◆ **Task directions**
Without the pictures, return all of the material exactly as written.

══ Supplied data

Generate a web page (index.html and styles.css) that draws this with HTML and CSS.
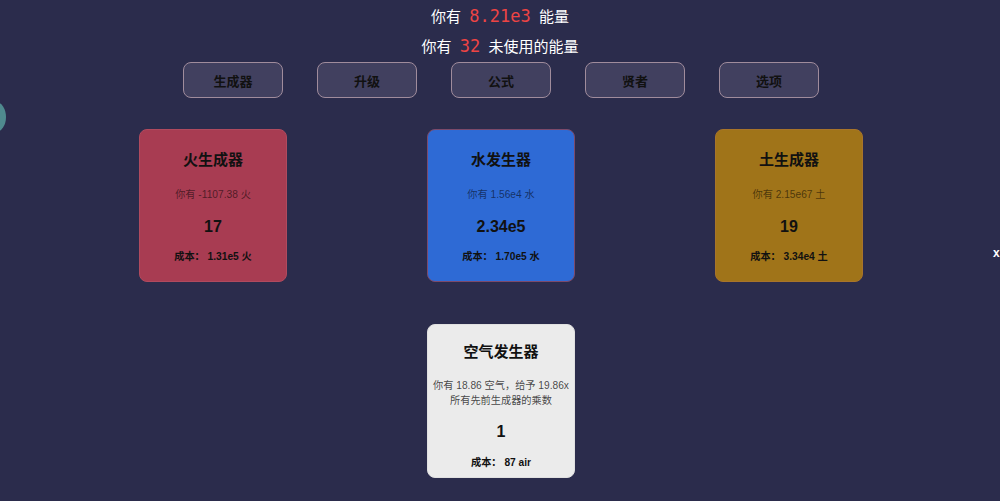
FILE: index.html
```
<!DOCTYPE html>
<html>
<head>
<meta charset="utf-8">
<link rel="stylesheet" href="styles.css">
</head>
<body>
<div class="orb"></div>
<div class="close">x</div>
<header class="stats">
  <p class="stat">你有 <span class="num">8.21e3</span> 能量</p>
  <p class="stat">你有 <span class="num">32</span> 未使用的能量</p>
</header>
<nav class="tabs">
  <button class="tab">生成器</button>
  <button class="tab">升级</button>
  <button class="tab">公式</button>
  <button class="tab">贤者</button>
  <button class="tab">选项</button>
</nav>
<main class="gens">
  <section class="card fire">
    <h2 class="title">火生成器</h2>
    <p class="have">你有 -1107.38 火</p>
    <p class="count">17</p>
    <p class="cost">成本： 1.31e5 火</p>
  </section>
  <section class="card water">
    <h2 class="title">水发生器</h2>
    <p class="have">你有 1.56e4 水</p>
    <p class="count">2.34e5</p>
    <p class="cost">成本： 1.70e5 水</p>
  </section>
  <section class="card earth">
    <h2 class="title">土生成器</h2>
    <p class="have">你有 2.15e67 土</p>
    <p class="count">19</p>
    <p class="cost">成本： 3.34e4 土</p>
  </section>
  <section class="card air">
    <h2 class="title">空气发生器</h2>
    <p class="have"><span class="line">你有 18.86 空气，给予 19.86x</span><br>所有先前生成器的乘数</p>
    <p class="count">1</p>
    <p class="cost">成本： 87 air</p>
  </section>
</main>
</body>
</html>
```
FILE: styles.css
```
html, body {
  margin: 0;
  padding: 0;
}
body {
  background: #2b2c4c;
  font-family: "Liberation Sans", "Noto Sans CJK SC", sans-serif;
  color: #fff;
  width: 1000px;
  height: 501px;
  overflow: hidden;
  position: relative;
}
.orb {
  position: absolute;
  left: -14px;
  top: 102px;
  width: 20px;
  height: 30px;
  border-radius: 50%;
  background: #4f8a8e;
}
.close {
  position: absolute;
  left: 993px;
  top: 246px;
  font-size: 12px;
  font-weight: bold;
  color: #fff;
}
.stats {
  padding-top: 5px;
  text-align: center;
}
.stat {
  margin: 0;
  height: 30px;
  line-height: 22px;
  font-size: 15px;
  font-family: "Noto Sans CJK SC", sans-serif;
}
.num {
  font-family: "DejaVu Sans Mono", monospace;
  color: #ee4444;
  font-size: 17px;
  margin: 0 5px;
}
.tabs {
  display: flex;
  justify-content: center;
  gap: 34px;
  margin-top: -3px;
  padding-left: 2px;
}
.tab {
  width: 100px;
  height: 36px;
  background: #41405f;
  border: 1px solid #a08c9c;
  border-radius: 8px;
  font-family: "Noto Sans CJK SC", sans-serif;
  font-weight: bold;
  font-size: 13px;
  color: #111;
  padding: 0;
}
.gens {
  display: grid;
  grid-template-columns: repeat(3, 148px);
  column-gap: 140px;
  row-gap: 42px;
  justify-content: center;
  padding-left: 2px;
  margin-top: 31px;
}
.card {
  border-radius: 8px;
  border: 1px solid #7a3a52;
  text-align: center;
  color: #111;
  padding: 17px 0 0;
  box-sizing: border-box;
  height: 153px;
}
.title {
  margin: 0;
  font-size: 15px;
  font-weight: bold;
  line-height: 26px;
}
.have {
  margin: 14px 0 0;
  font-size: 10.2px;
  line-height: 15px;
  color: rgba(0,0,0,0.55);
}
.line {
  white-space: nowrap;
}
.count {
  margin: 14px 0 0;
  font-size: 16px;
  font-weight: bold;
  line-height: 22px;
}
.cost {
  margin: 11px 0 0;
  font-size: 10.2px;
  font-weight: bold;
  line-height: 15px;
}
.fire { background: #a83c52; border-color: #b04a5e; }
.water { background: #2e6ad5; border-color: #7c4a6a; }
.earth { background: #a07419; border-color: #a8742a; }
.air {
  background: #ebebeb;
  border-color: #e0e0e0;
  grid-column: 2;
  height: 154px;
  padding-top: 14px;
}
.air .have { color: rgba(0,0,0,0.72); margin-top: 13px; }
.air .count { margin-top: 13px; }
.air .cost { margin-top: 12px; }
```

════

◆ **Finished task**
Generate a web page (index.html and styles.css) that draws this with HTML and CSS.
FILE: index.html
```
<!DOCTYPE html>
<html>
<head>
<meta charset="utf-8">
<link rel="stylesheet" href="styles.css">
</head>
<body>
<div class="orb"></div>
<div class="close">x</div>
<header class="stats">
  <p class="stat">你有 <span class="num">8.21e3</span> 能量</p>
  <p class="stat">你有 <span class="num">32</span> 未使用的能量</p>
</header>
<nav class="tabs">
  <button class="tab">生成器</button>
  <button class="tab">升级</button>
  <button class="tab">公式</button>
  <button class="tab">贤者</button>
  <button class="tab">选项</button>
</nav>
<main class="gens">
  <section class="card fire">
    <h2 class="title">火生成器</h2>
    <p class="have">你有 -1107.38 火</p>
    <p class="count">17</p>
    <p class="cost">成本： 1.31e5 火</p>
  </section>
  <section class="card water">
    <h2 class="title">水发生器</h2>
    <p class="have">你有 1.56e4 水</p>
    <p class="count">2.34e5</p>
    <p class="cost">成本： 1.70e5 水</p>
  </section>
  <section class="card earth">
    <h2 class="title">土生成器</h2>
    <p class="have">你有 2.15e67 土</p>
    <p class="count">19</p>
    <p class="cost">成本： 3.34e4 土</p>
  </section>
  <section class="card air">
    <h2 class="title">空气发生器</h2>
    <p class="have"><span class="line">你有 18.86 空气，给予 19.86x</span><br>所有先前生成器的乘数</p>
    <p class="count">1</p>
    <p class="cost">成本： 87 air</p>
  </section>
</main>
</body>
</html>
```
FILE: styles.css
```
html, body {
  margin: 0;
  padding: 0;
}
body {
  background: #2b2c4c;
  font-family: "Liberation Sans", "Noto Sans CJK SC", sans-serif;
  color: #fff;
  width: 1000px;
  height: 501px;
  overflow: hidden;
  position: relative;
}
.orb {
  position: absolute;
  left: -14px;
  top: 102px;
  width: 20px;
  height: 30px;
  border-radius: 50%;
  background: #4f8a8e;
}
.close {
  position: absolute;
  left: 993px;
  top: 246px;
  font-size: 12px;
  font-weight: bold;
  color: #fff;
}
.stats {
  padding-top: 5px;
  text-align: center;
}
.stat {
  margin: 0;
  height: 30px;
  line-height: 22px;
  font-size: 15px;
  font-family: "Noto Sans CJK SC", sans-serif;
}
.num {
  font-family: "DejaVu Sans Mono", monospace;
  color: #ee4444;
  font-size: 17px;
  margin: 0 5px;
}
.tabs {
  display: flex;
  justify-content: center;
  gap: 34px;
  margin-top: -3px;
  padding-left: 2px;
}
.tab {
  width: 100px;
  height: 36px;
  background: #41405f;
  border: 1px solid #a08c9c;
  border-radius: 8px;
  font-family: "Noto Sans CJK SC", sans-serif;
  font-weight: bold;
  font-size: 13px;
  color: #111;
  padding: 0;
}
.gens {
  display: grid;
  grid-template-columns: repeat(3, 148px);
  column-gap: 140px;
  row-gap: 42px;
  justify-content: center;
  padding-left: 2px;
  margin-top: 31px;
}
.card {
  border-radius: 8px;
  border: 1px solid #7a3a52;
  text-align: center;
  color: #111;
  padding: 17px 0 0;
  box-sizing: border-box;
  height: 153px;
}
.title {
  margin: 0;
  font-size: 15px;
  font-weight: bold;
  line-height: 26px;
}
.have {
  margin: 14px 0 0;
  font-size: 10.2px;
  line-height: 15px;
  color: rgba(0,0,0,0.55);
}
.line {
  white-space: nowrap;
}
.count {
  margin: 14px 0 0;
  font-size: 16px;
  font-weight: bold;
  line-height: 22px;
}
.cost {
  margin: 11px 0 0;
  font-size: 10.2px;
  font-weight: bold;
  line-height: 15px;
}
.fire { background: #a83c52; border-color: #b04a5e; }
.water { background: #2e6ad5; border-color: #7c4a6a; }
.earth { background: #a07419; border-color: #a8742a; }
.air {
  background: #ebebeb;
  border-color: #e0e0e0;
  grid-column: 2;
  height: 154px;
  padding-top: 14px;
}
.air .have { color: rgba(0,0,0,0.72); margin-top: 13px; }
.air .count { margin-top: 13px; }
.air .cost { margin-top: 12px; }
```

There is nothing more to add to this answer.